══ SUPPLIED DATA

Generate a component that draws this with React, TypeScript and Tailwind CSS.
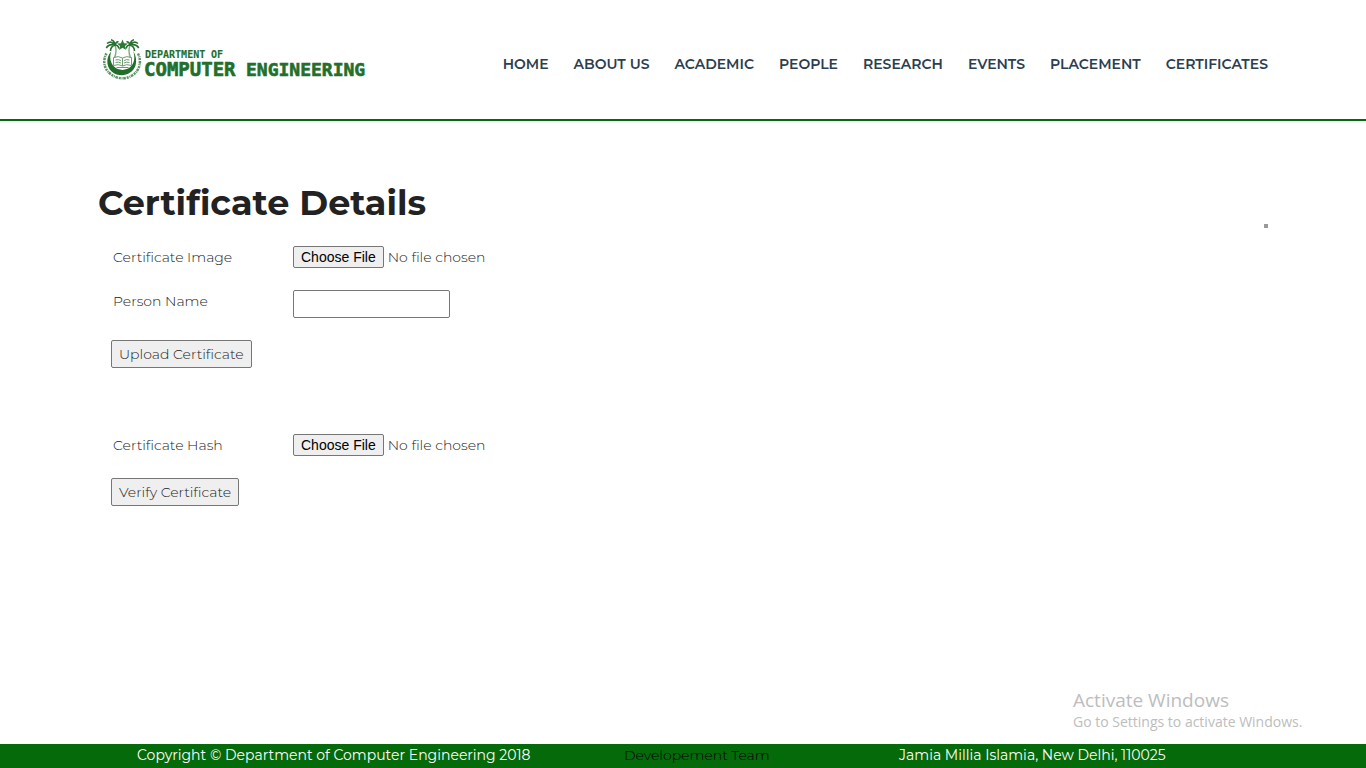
import React from "react";

const navItems = [
  "HOME",
  "ABOUT US",
  "ACADEMIC",
  "PEOPLE",
  "RESEARCH",
  "EVENTS",
  "PLACEMENT",
  "CERTIFICATES",
];

const fileInput =
  "h-[22px] w-60 text-sm leading-5 text-[#222222] file:mr-1 file:h-[22px] file:rounded-xs file:border file:border-solid file:border-[#767676] file:bg-[#efefef] file:px-[7px] file:font-['Liberation_Sans',sans-serif] file:text-sm file:leading-5 file:font-normal file:text-black";

const button =
  "h-7 rounded-xs border border-[#767676] bg-[#efefef] px-[7px] text-sm font-light text-[#222222]";

function Logo() {
  return (
    <a href="#" className="ml-1 shrink-0">
      <svg
        width="266"
        height="44"
        viewBox="0 0 266 44"
        fill="none"
        role="img"
        aria-label="Department of Computer Engineering"
      >
        <path d="M4.500 15.500C1 21.500 1.600 29 6.500 34.200 14.300 42.300 27 42.300 34 34.200 38.500 29 39 21.500 36 15.500" stroke="#5d9364" strokeWidth="2.500" strokeDasharray="2 .8 1 .7 2.600 .9" />
        <path d="M9.300 13.300C2.800 20.600 4.500 31.300 12.300 35.500 20.500 39.700 31 35.700 33.500 27.500 35 22 33.700 17 31.200 13.300 33.200 19 32.600 24.700 28.800 28.600 24.400 33 16.400 33 12 28.600 8.200 24.700 7.300 19 9.300 13.300Z" fill="#1f6f28" />
        <path d="m20.500 1.500 1.500 3.800 4 .2-3.100 2.600 1.100 3.900-3.500-2.200-3.500 2.200 1.100-3.900-3.100-2.600 4-.2Z" fill="#2c7834" />
        <path d="M13 7.500Q15.300 12.500 12.500 20M28 7.500Q25.700 12.500 28.500 20" stroke="#7fab84" strokeWidth="1.400" />
        <path d="M13 7C10.500 3.500 7.500 3.500 5 5.500M13 7C9.500 6.200 6 7 4.300 10M13 7C10 8 8.500 10 8.500 13M13 7C12.500 4 11 2.200 9 1.800M13 7C13.800 4.500 15 3.500 16.500 3.800M13 7C15.500 7 16.500 8.500 17 10.500" stroke="#286f30" strokeWidth="1.600" />
        <path d="M28 7C30.500 3.500 33.500 3.500 36 5.500M28 7C31.500 6.200 35 7 36.700 10M28 7C31 8 32.500 10 32.500 13M28 7C28.500 4 30 2.200 32 1.800M28 7C27.200 4.500 26 3.500 24.500 3.800M28 7C25.500 7 24.500 8.500 24 10.500" stroke="#286f30" strokeWidth="1.600" />
        <path d="M11.500 19.500Q16.500 17.500 20.500 20 24.500 17.500 29.500 19.500V27.500Q24.500 25.500 20.500 28 16.500 25.500 11.500 27.500ZM20.500 20V28M13.500 22Q16.500 21 19 22.500M13.500 24.500Q16.500 23.500 19 25M22 22.500Q24.500 21 27.500 22M22 25Q24.500 23.500 27.500 24.500M14.500 29.500H26.500" stroke="#6b9c70" strokeWidth="1" />
        <g
          className="font-['DejaVu_Sans_Mono',monospace] font-bold"
          fill="#226f2b"
          stroke="#226f2b"
        >
          <g fontSize="10" strokeWidth="0.100">
            <text x="43" y="20">DEPARTMENT</text>
            <text x="109" y="20">OF</text>
          </g>
          <g strokeWidth="0.600">
            <text x="42" y="38" fontSize="19">COMPUTER</text>
            <text x="144" y="38" fontSize="18">ENGINEERING</text>
          </g>
        </g>
      </svg>
    </a>
  );
}

export default function App() {
  return (
    <div className="relative flex min-h-screen flex-col bg-white font-['Montserrat','Inter',sans-serif] text-sm font-light text-[#222222]">
      <header className="border-b-2 border-[#046a0a]">
        <div className="mx-auto flex h-[119px] max-w-[1170px] items-center justify-between">
          <Logo />
          <nav className="flex gap-[25px] pt-2 text-sm font-semibold text-[#2c3e50]">
            {navItems.map((item) => (
              <a key={item} href="#" className="whitespace-nowrap">
                {item}
              </a>
            ))}
          </nav>
        </div>
      </header>

      <main className="mx-auto w-full max-w-[1170px] flex-1 pt-[60px]">
        <div className="flex items-end justify-between">
          <h1 className="pb-1 text-[35px] leading-[43px] font-bold">Certificate Details</h1>
          <span className="size-1 bg-[#999999]" />
        </div>

        <form className="mt-[18px] ml-[13px] flex flex-col items-start gap-[22px]">
          <div className="flex items-start">
            <label htmlFor="image" className="w-[182px] pl-0.5 leading-[22px]">
              Certificate Image
            </label>
            <input id="image" type="file" className={fileInput} />
          </div>
          <div className="flex items-start">
            <label htmlFor="person" className="w-[182px] pl-0.5 leading-[22px]">
              Person Name
            </label>
            <input
              id="person"
              type="text"
              className="h-7 w-[157px] rounded-xs border border-[#767676] bg-white px-1"
            />
          </div>
          <button type="button" className={button}>
            Upload Certificate
          </button>
        </form>

        <form className="mt-[66px] ml-[13px] flex flex-col items-start gap-[22px]">
          <div className="flex items-start">
            <label htmlFor="hash" className="w-[182px] pl-0.5 leading-[22px]">
              Certificate Hash
            </label>
            <input id="hash" type="file" className={fileInput} />
          </div>
          <button type="button" className={button}>
            Verify Certificate
          </button>
        </form>
      </main>

      <aside className="absolute right-[57px] bottom-9 w-[236px] font-['Open_Sans',sans-serif] font-normal whitespace-nowrap text-[#bdbdbd]">
        <p className="text-[19px] leading-6">Activate Windows</p>
        <p className="text-sm leading-5">Go to Settings to activate Windows.</p>
      </aside>

      <footer className="bg-[#046a0a] text-white">
        <div className="mx-auto grid h-6 max-w-[1170px] grid-cols-[487fr_275fr_369fr] items-start pl-[39px] leading-[22px] font-normal">
          <p className="whitespace-nowrap">Copyright © Department of Computer Engineering 2018</p>
          <a href="#" className="font-light text-black">
            Developement Team
          </a>
          <p>Jamia Millia Islamia, New Delhi, 110025</p>
        </div>
      </footer>
    </div>
  );
}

════

GOAL OF THE EXERCISE: Copy out the whole listing exactly, and don't carry over any pictures.

THE REPLY:
Generate a component that draws this with React, TypeScript and Tailwind CSS.
import React from "react";

const navItems = [
  "HOME",
  "ABOUT US",
  "ACADEMIC",
  "PEOPLE",
  "RESEARCH",
  "EVENTS",
  "PLACEMENT",
  "CERTIFICATES",
];

const fileInput =
  "h-[22px] w-60 text-sm leading-5 text-[#222222] file:mr-1 file:h-[22px] file:rounded-xs file:border file:border-solid file:border-[#767676] file:bg-[#efefef] file:px-[7px] file:font-['Liberation_Sans',sans-serif] file:text-sm file:leading-5 file:font-normal file:text-black";

const button =
  "h-7 rounded-xs border border-[#767676] bg-[#efefef] px-[7px] text-sm font-light text-[#222222]";

function Logo() {
  return (
    <a href="#" className="ml-1 shrink-0">
      <svg
        width="266"
        height="44"
        viewBox="0 0 266 44"
        fill="none"
        role="img"
        aria-label="Department of Computer Engineering"
      >
        <path d="M4.500 15.500C1 21.500 1.600 29 6.500 34.200 14.300 42.300 27 42.300 34 34.200 38.500 29 39 21.500 36 15.500" stroke="#5d9364" strokeWidth="2.500" strokeDasharray="2 .8 1 .7 2.600 .9" />
        <path d="M9.300 13.300C2.800 20.600 4.500 31.300 12.300 35.500 20.500 39.700 31 35.700 33.500 27.500 35 22 33.700 17 31.200 13.300 33.200 19 32.600 24.700 28.800 28.600 24.400 33 16.400 33 12 28.600 8.200 24.700 7.300 19 9.300 13.300Z" fill="#1f6f28" />
        <path d="m20.500 1.500 1.500 3.800 4 .2-3.100 2.600 1.100 3.900-3.500-2.200-3.500 2.200 1.100-3.900-3.100-2.600 4-.2Z" fill="#2c7834" />
        <path d="M13 7.500Q15.300 12.500 12.500 20M28 7.500Q25.700 12.500 28.500 20" stroke="#7fab84" strokeWidth="1.400" />
        <path d="M13 7C10.500 3.500 7.500 3.500 5 5.500M13 7C9.500 6.200 6 7 4.300 10M13 7C10 8 8.500 10 8.500 13M13 7C12.500 4 11 2.200 9 1.800M13 7C13.800 4.500 15 3.500 16.500 3.800M13 7C15.500 7 16.500 8.500 17 10.500" stroke="#286f30" strokeWidth="1.600" />
        <path d="M28 7C30.500 3.500 33.500 3.500 36 5.500M28 7C31.500 6.200 35 7 36.700 10M28 7C31 8 32.500 10 32.500 13M28 7C28.500 4 30 2.200 32 1.800M28 7C27.200 4.500 26 3.500 24.500 3.800M28 7C25.500 7 24.500 8.500 24 10.500" stroke="#286f30" strokeWidth="1.600" />
        <path d="M11.500 19.500Q16.500 17.500 20.500 20 24.500 17.500 29.500 19.500V27.500Q24.500 25.500 20.500 28 16.500 25.500 11.500 27.500ZM20.500 20V28M13.500 22Q16.500 21 19 22.500M13.500 24.500Q16.500 23.500 19 25M22 22.500Q24.500 21 27.500 22M22 25Q24.500 23.500 27.500 24.500M14.500 29.500H26.500" stroke="#6b9c70" strokeWidth="1" />
        <g
          className="font-['DejaVu_Sans_Mono',monospace] font-bold"
          fill="#226f2b"
          stroke="#226f2b"
        >
          <g fontSize="10" strokeWidth="0.100">
            <text x="43" y="20">DEPARTMENT</text>
            <text x="109" y="20">OF</text>
          </g>
          <g strokeWidth="0.600">
            <text x="42" y="38" fontSize="19">COMPUTER</text>
            <text x="144" y="38" fontSize="18">ENGINEERING</text>
          </g>
        </g>
      </svg>
    </a>
  );
}

export default function App() {
  return (
    <div className="relative flex min-h-screen flex-col bg-white font-['Montserrat','Inter',sans-serif] text-sm font-light text-[#222222]">
      <header className="border-b-2 border-[#046a0a]">
        <div className="mx-auto flex h-[119px] max-w-[1170px] items-center justify-between">
          <Logo />
          <nav className="flex gap-[25px] pt-2 text-sm font-semibold text-[#2c3e50]">
            {navItems.map((item) => (
              <a key={item} href="#" className="whitespace-nowrap">
                {item}
              </a>
            ))}
          </nav>
        </div>
      </header>

      <main className="mx-auto w-full max-w-[1170px] flex-1 pt-[60px]">
        <div className="flex items-end justify-between">
          <h1 className="pb-1 text-[35px] leading-[43px] font-bold">Certificate Details</h1>
          <span className="size-1 bg-[#999999]" />
        </div>

        <form className="mt-[18px] ml-[13px] flex flex-col items-start gap-[22px]">
          <div className="flex items-start">
            <label htmlFor="image" className="w-[182px] pl-0.5 leading-[22px]">
              Certificate Image
            </label>
            <input id="image" type="file" className={fileInput} />
          </div>
          <div className="flex items-start">
            <label htmlFor="person" className="w-[182px] pl-0.5 leading-[22px]">
              Person Name
            </label>
            <input
              id="person"
              type="text"
              className="h-7 w-[157px] rounded-xs border border-[#767676] bg-white px-1"
            />
          </div>
          <button type="button" className={button}>
            Upload Certificate
          </button>
        </form>

        <form className="mt-[66px] ml-[13px] flex flex-col items-start gap-[22px]">
          <div className="flex items-start">
            <label htmlFor="hash" className="w-[182px] pl-0.5 leading-[22px]">
              Certificate Hash
            </label>
            <input id="hash" type="file" className={fileInput} />
          </div>
          <button type="button" className={button}>
            Verify Certificate
          </button>
        </form>
      </main>

      <aside className="absolute right-[57px] bottom-9 w-[236px] font-['Open_Sans',sans-serif] font-normal whitespace-nowrap text-[#bdbdbd]">
        <p className="text-[19px] leading-6">Activate Windows</p>
        <p className="text-sm leading-5">Go to Settings to activate Windows.</p>
      </aside>

      <footer className="bg-[#046a0a] text-white">
        <div className="mx-auto grid h-6 max-w-[1170px] grid-cols-[487fr_275fr_369fr] items-start pl-[39px] leading-[22px] font-normal">
          <p className="whitespace-nowrap">Copyright © Department of Computer Engineering 2018</p>
          <a href="#" className="font-light text-black">
            Developement Team
          </a>
          <p>Jamia Millia Islamia, New Delhi, 110025</p>
        </div>
      </footer>
    </div>
  );
}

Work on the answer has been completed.